Through her novel
Beloved, author Toni Morrison highlights the often-overlooked dimensions of
slave life including the notion of love. For characters like Paul D, love means
restraint as a way of coping through the hardships seen before him. For others
like Baby Suggs it is used as a measure of freedom and individuality amidst
slavery and being claimed as another’s property. By using these tactics of
loving in a slave state, both Paul D and Baby Suggs, depict a spectrum in order
to create the cautionary tale of Sethe’s love in which love to the point of
being unrestrained can lead to destruction. It is through these boundaries and
varying love that Morrison presents an overlooked element of American slave
history with the complex emotion of love and how it was used or misused through
her analysis of these characters.
Through
Paul D and another character Ella, a help for runaway slaves, they believe in a
lack of love in order to protect themselves from a constant broken heart due to
the sorrow and destruction brought on by slavery. Paul D initially tells Sethe
to not love her children as much as she does since it is “risky” and tells her
his solution: “to love just a little bit; everything just a little bit, so when
they broke its back, or shoved it in a croaker sack, well maybe you’d have a
little love left over for the next one” (Morrison 54). Paul D wants to feel as
numb as he can to any sort of connection to a loved one. As for Ella, when
speaking to Sethe as they are escaping slavery, she too notes the dangers of
loving more than a small amount, offering a similar solution like Paul D, “If
anybody was to ask me I’d say, ‘Don’t love nothing’” (108). For both Ella and
Paul D, to love is to risk one’s emotions, since most emotions such a love will
be pushed far down leaving one to only feel pain and sorrow from the act of
slavery they lived through. The white plantation owner’s had no sympathy for
harsh treatment slaves had to endure known only as property and subordinate to
whites. Morrison makes known to the reader that though looked back on in
history as some of the darker days of America’s history, slavery had more
underneath the surface besides the basic act itself. She gives notice to the
emotions and tactics that slaves had to protect themselves from an internal
pain of watching other slaves or loved ones fall victim to consequences of
slavery from their owners.
On
the other end of the love spectrum, Baby Suggs acts as a counter to Paul D and
Ella’s idea of how to deal with love. She urges for the freedom of
individuality through love instead of slavery that claims ownership over
another. When speaking to a crowd Baby Suggs preaches: “Love it. Love it hard.

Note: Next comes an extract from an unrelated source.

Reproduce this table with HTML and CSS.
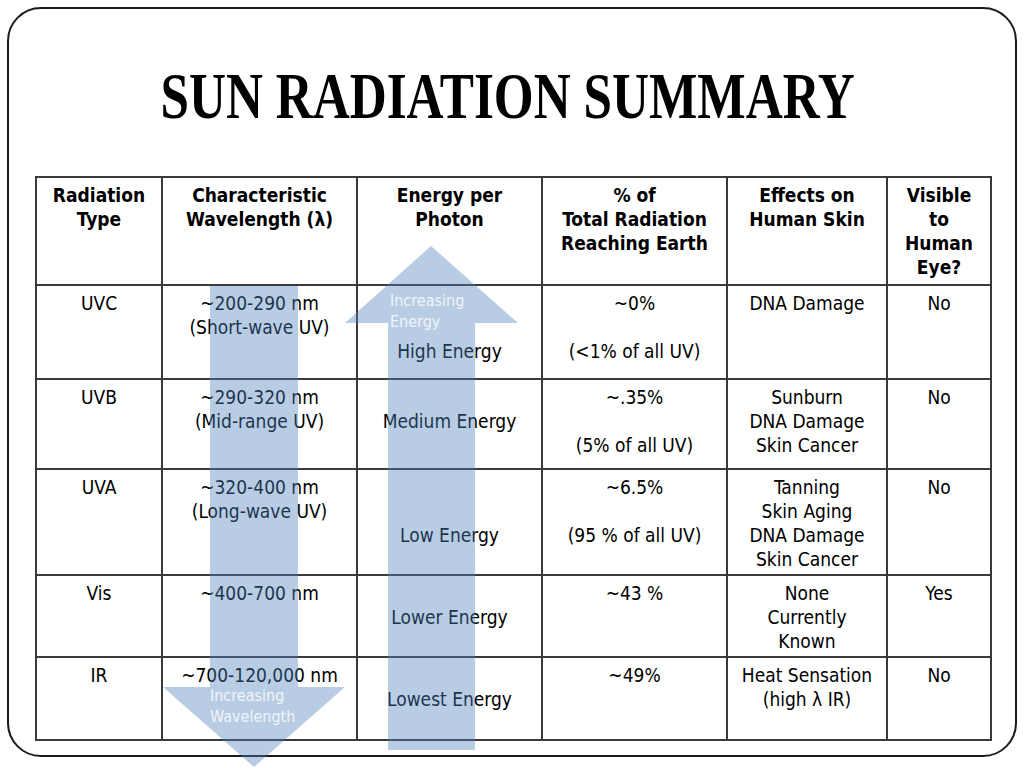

Yonder they do not love your flesh”(103). She begins her speech with loving the
most simplistic element of the body, the flesh; the element that visually is
the skin or what is seen as color. From being pushed down by whites, she urges
the African Americans to embrace themselves for the color they were born into.
She furthers the speech to more than just the outward appearance of skin: “hear
me now, love your heart. For this is the prize”(104). Morrison uses Baby Suggs
belief in love in an individualist sense to base it on the individual
regardless of color or race. Love is made up through the eyes of one person
alone, and to love others is to love oneself. She uses this sense of love in a
free sense unlike the shackles she was contained in during slavery. For Baby
Suggs, individualist love becomes her coping mechanism to use the emotion
rather than restrain it like Paul D. She urges others to use it in an open way
to give peace of mind and freedom though still in society they are technically
not considered equals or as people for that matter.
Morrison
establishes both Paul D and Baby Suggs love early in the novel to set up for
the destructive love of Sethe. Paul D again tells Sethe that her love is too
much, this time he does not call it “ risky” but tells her, “your love is too
thick” (193). Paul D acts as a warning for Sethe so she can deal with love. Not
taught to love or be a mother, Sethe is forced to learn on her own, a seemingly
instinctive element as love and motherhood, she consumes her children with her
entire self. Unlike Baby Suggs, who pushes others to love their individuality,
Sethe only seems to love her children to unimaginable amounts, without
restraint. Sethe combats his claim
by arguing: “Love is or it ain’t. Thin love ain’t love at all” (194). For her,
she believes there is only one kind of love: consuming love. But for each of
the characters, it is also interesting to note that they all seem to have
their measurements and ways of love, in terms of their experiences and without thinking of future consequences.
a good start for a paper. your thesis is in place, but i'd like to hear a little bit more about which of these strategies, if any, the novel privileges above others? or if it doesn't privilege any of them in particular, then why not?